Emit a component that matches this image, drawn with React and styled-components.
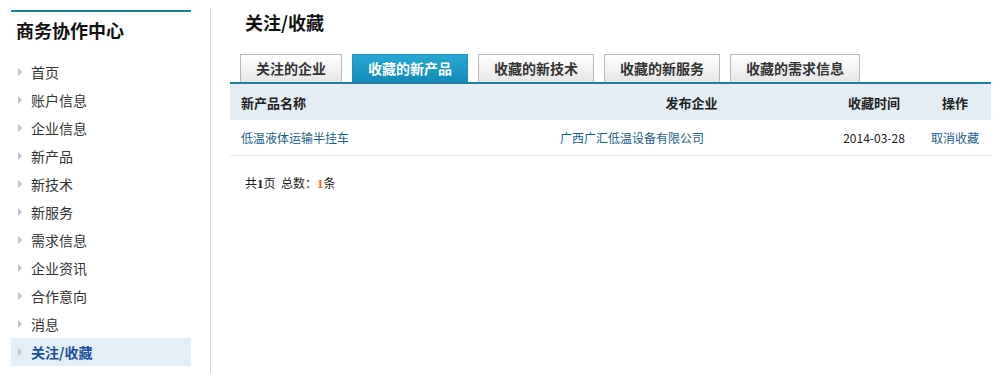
import styled, { createGlobalStyle } from "styled-components"

const GlobalStyle = createGlobalStyle`
    body {
        margin: 0;
        font-family: "Noto Sans CJK SC", "Liberation Sans", sans-serif;
        color: #333;
        background: #fff;
    }
`

const Page = styled.div`
    display: flex;
    padding-top: 8px;
    min-height: 365px;
`

const SideColumn = styled.aside`
    width: 211px;
    border-right: 1px solid #dcdcdc;
    padding-top: 2px;
    box-sizing: border-box;
`

const Sidebar = styled.div`
    margin-left: 11px;
    width: 180px;
    border-top: 2px solid #1e7fa3;
`

const SideTitle = styled.h2`
    margin: 0;
    padding: 6px 0 16px 5px;
    font-size: 18px;
    line-height: 24px;
    font-weight: bold;
    color: #111;
`

const NavList = styled.ul`
    list-style: none;
    margin: 0;
    padding: 0;
`

const NavItem = styled.li`
    display: flex;
    align-items: center;
    height: 28px;
    padding-left: 7px;
    font-size: 14px;
    color: ${p => (p.$active ? "#1a4f9c" : "#333")};
    font-weight: ${p => (p.$active ? "bold" : "normal")};
    background: ${p => (p.$active ? "#e3eef6" : "transparent")};

    &::before {
        content: "";
        width: 0;
        height: 0;
        border-top: 4px solid transparent;
        border-bottom: 4px solid transparent;
        border-left: 4px solid #c4c4c4;
        margin-right: 9px;
    }
`

const Main = styled.main`
    flex: 1;
    padding: 0 6px 0 19px;
`

const Title = styled.h1`
    margin: 0;
    padding-left: 15px;
    font-size: 18px;
    line-height: 28px;
    font-weight: bold;
    color: #111;
`

const Tabs = styled.div`
    display: flex;
    gap: 10px;
    margin-top: 18px;
    padding-left: 10px;
    border-bottom: 2px solid #1e7fa3;
`

const Tab = styled.div`
    height: 27px;
    line-height: 27px;
    padding: 0 15px;
    font-size: 14px;
    font-weight: bold;
    border: 1px solid ${p => (p.$active ? "#1a93bd" : "#b8b8b8")};
    border-bottom: none;
    color: ${p => (p.$active ? "#fff" : "#333")};
    background: ${p =>
        p.$active
            ? "linear-gradient(#27a9d2, #1389b6)"
            : "linear-gradient(#ffffff, #e6e6e6)"};
`

const Table = styled.table`
    width: 100%;
    border-collapse: collapse;
    font-size: 12px;
`

const HeadCell = styled.th`
    height: 36px;
    padding: 0 ${p => p.$pad || 0}px;
    background: #e3edf3;
    font-size: 13px;
    font-weight: bold;
    color: #222;
    text-align: ${p => p.$align || "center"};
`

const Cell = styled.td`
    height: 35px;
    padding: 0 ${p => p.$pad || 0}px;
    border-bottom: 1px solid #e3eaef;
    text-align: ${p => p.$align || "center"};
    color: ${p => (p.$link ? "#1d5d8c" : "#222")};
`

const Pager = styled.div`
    margin-top: 18px;
    padding-left: 15px;
    font-size: 12px;
    color: #222;

    & b {
        font-family: "Liberation Serif", serif;
        font-size: 13px;
    }

    & em {
        font-style: normal;
        font-weight: bold;
        color: #e2701a;
        font-family: "Liberation Serif", serif;
        font-size: 13px;
    }
`

const navItems = ["首页", "账户信息", "企业信息", "新产品", "新技术", "新服务", "需求信息", "企业资讯", "合作意向", "消息", "关注/收藏"]
const tabs = ["关注的企业", "收藏的新产品", "收藏的新技术", "收藏的新服务", "收藏的需求信息"]

const App = () => {
    return (
        <>
            <GlobalStyle />
            <Page>
                <SideColumn>
                    <Sidebar>
                        <SideTitle>商务协作中心</SideTitle>
                        <NavList>
                            {navItems.map(item => (
                                <NavItem key={item} $active={item === "关注/收藏"}>{item}</NavItem>
                            ))}
                        </NavList>
                    </Sidebar>
                </SideColumn>
                <Main>
                    <Title>关注/收藏</Title>
                    <Tabs>
                        {tabs.map(tab => (
                            <Tab key={tab} $active={tab === "收藏的新产品"}>{tab}</Tab>
                        ))}
                    </Tabs>
                    <Table>
                        <colgroup>
                            <col style={{ width: 324 }} />
                            <col style={{ width: 275 }} />
                            <col style={{ width: 90 }} />
                            <col />
                        </colgroup>
                        <thead>
                            <tr>
                                <HeadCell $align="left" $pad={11}>新产品名称</HeadCell>
                                <HeadCell>发布企业</HeadCell>
                                <HeadCell>收藏时间</HeadCell>
                                <HeadCell>操作</HeadCell>
                            </tr>
                        </thead>
                        <tbody>
                            <tr>
                                <Cell $align="left" $pad={11} $link>低温液体运输半挂车</Cell>
                                <Cell $align="left" $pad={6} $link>广西广汇低温设备有限公司</Cell>
                                <Cell>2014-03-28</Cell>
                                <Cell $link>取消收藏</Cell>
                            </tr>
                        </tbody>
                    </Table>
                    <Pager>共<b>1</b>页&nbsp;&nbsp;总数：<em>1</em>条</Pager>
                </Main>
            </Page>
        </>
    )
}

export default App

▶ **Direction**
Pictures are excluded; output everything else in the data verbatim.

▶ **Task result**
Emit a component that matches this image, drawn with React and styled-components.
import styled, { createGlobalStyle } from "styled-components"

const GlobalStyle = createGlobalStyle`
    body {
        margin: 0;
        font-family: "Noto Sans CJK SC", "Liberation Sans", sans-serif;
        color: #333;
        background: #fff;
    }
`

const Page = styled.div`
    display: flex;
    padding-top: 8px;
    min-height: 365px;
`

const SideColumn = styled.aside`
    width: 211px;
    border-right: 1px solid #dcdcdc;
    padding-top: 2px;
    box-sizing: border-box;
`

const Sidebar = styled.div`
    margin-left: 11px;
    width: 180px;
    border-top: 2px solid #1e7fa3;
`

const SideTitle = styled.h2`
    margin: 0;
    padding: 6px 0 16px 5px;
    font-size: 18px;
    line-height: 24px;
    font-weight: bold;
    color: #111;
`

const NavList = styled.ul`
    list-style: none;
    margin: 0;
    padding: 0;
`

const NavItem = styled.li`
    display: flex;
    align-items: center;
    height: 28px;
    padding-left: 7px;
    font-size: 14px;
    color: ${p => (p.$active ? "#1a4f9c" : "#333")};
    font-weight: ${p => (p.$active ? "bold" : "normal")};
    background: ${p => (p.$active ? "#e3eef6" : "transparent")};

    &::before {
        content: "";
        width: 0;
        height: 0;
        border-top: 4px solid transparent;
        border-bottom: 4px solid transparent;
        border-left: 4px solid #c4c4c4;
        margin-right: 9px;
    }
`

const Main = styled.main`
    flex: 1;
    padding: 0 6px 0 19px;
`

const Title = styled.h1`
    margin: 0;
    padding-left: 15px;
    font-size: 18px;
    line-height: 28px;
    font-weight: bold;
    color: #111;
`

const Tabs = styled.div`
    display: flex;
    gap: 10px;
    margin-top: 18px;
    padding-left: 10px;
    border-bottom: 2px solid #1e7fa3;
`

const Tab = styled.div`
    height: 27px;
    line-height: 27px;
    padding: 0 15px;
    font-size: 14px;
    font-weight: bold;
    border: 1px solid ${p => (p.$active ? "#1a93bd" : "#b8b8b8")};
    border-bottom: none;
    color: ${p => (p.$active ? "#fff" : "#333")};
    background: ${p =>
        p.$active
            ? "linear-gradient(#27a9d2, #1389b6)"
            : "linear-gradient(#ffffff, #e6e6e6)"};
`

const Table = styled.table`
    width: 100%;
    border-collapse: collapse;
    font-size: 12px;
`

const HeadCell = styled.th`
    height: 36px;
    padding: 0 ${p => p.$pad || 0}px;
    background: #e3edf3;
    font-size: 13px;
    font-weight: bold;
    color: #222;
    text-align: ${p => p.$align || "center"};
`

const Cell = styled.td`
    height: 35px;
    padding: 0 ${p => p.$pad || 0}px;
    border-bottom: 1px solid #e3eaef;
    text-align: ${p => p.$align || "center"};
    color: ${p => (p.$link ? "#1d5d8c" : "#222")};
`

const Pager = styled.div`
    margin-top: 18px;
    padding-left: 15px;
    font-size: 12px;
    color: #222;

    & b {
        font-family: "Liberation Serif", serif;
        font-size: 13px;
    }

    & em {
        font-style: normal;
        font-weight: bold;
        color: #e2701a;
        font-family: "Liberation Serif", serif;
        font-size: 13px;
    }
`

const navItems = ["首页", "账户信息", "企业信息", "新产品", "新技术", "新服务", "需求信息", "企业资讯", "合作意向", "消息", "关注/收藏"]
const tabs = ["关注的企业", "收藏的新产品", "收藏的新技术", "收藏的新服务", "收藏的需求信息"]

const App = () => {
    return (
        <>
            <GlobalStyle />
            <Page>
                <SideColumn>
                    <Sidebar>
                        <SideTitle>商务协作中心</SideTitle>
                        <NavList>
                            {navItems.map(item => (
                                <NavItem key={item} $active={item === "关注/收藏"}>{item}</NavItem>
                            ))}
                        </NavList>
                    </Sidebar>
                </SideColumn>
                <Main>
                    <Title>关注/收藏</Title>
                    <Tabs>
                        {tabs.map(tab => (
                            <Tab key={tab} $active={tab === "收藏的新产品"}>{tab}</Tab>
                        ))}
                    </Tabs>
                    <Table>
                        <colgroup>
                            <col style={{ width: 324 }} />
                            <col style={{ width: 275 }} />
                            <col style={{ width: 90 }} />
                            <col />
                        </colgroup>
                        <thead>
                            <tr>
                                <HeadCell $align="left" $pad={11}>新产品名称</HeadCell>
                                <HeadCell>发布企业</HeadCell>
                                <HeadCell>收藏时间</HeadCell>
                                <HeadCell>操作</HeadCell>
                            </tr>
                        </thead>
                        <tbody>
                            <tr>
                                <Cell $align="left" $pad={11} $link>低温液体运输半挂车</Cell>
                                <Cell $align="left" $pad={6} $link>广西广汇低温设备有限公司</Cell>
                                <Cell>2014-03-28</Cell>
                                <Cell $link>取消收藏</Cell>
                            </tr>
                        </tbody>
                    </Table>
                    <Pager>共<b>1</b>页&nbsp;&nbsp;总数：<em>1</em>条</Pager>
                </Main>
            </Page>
        </>
    )
}

export default App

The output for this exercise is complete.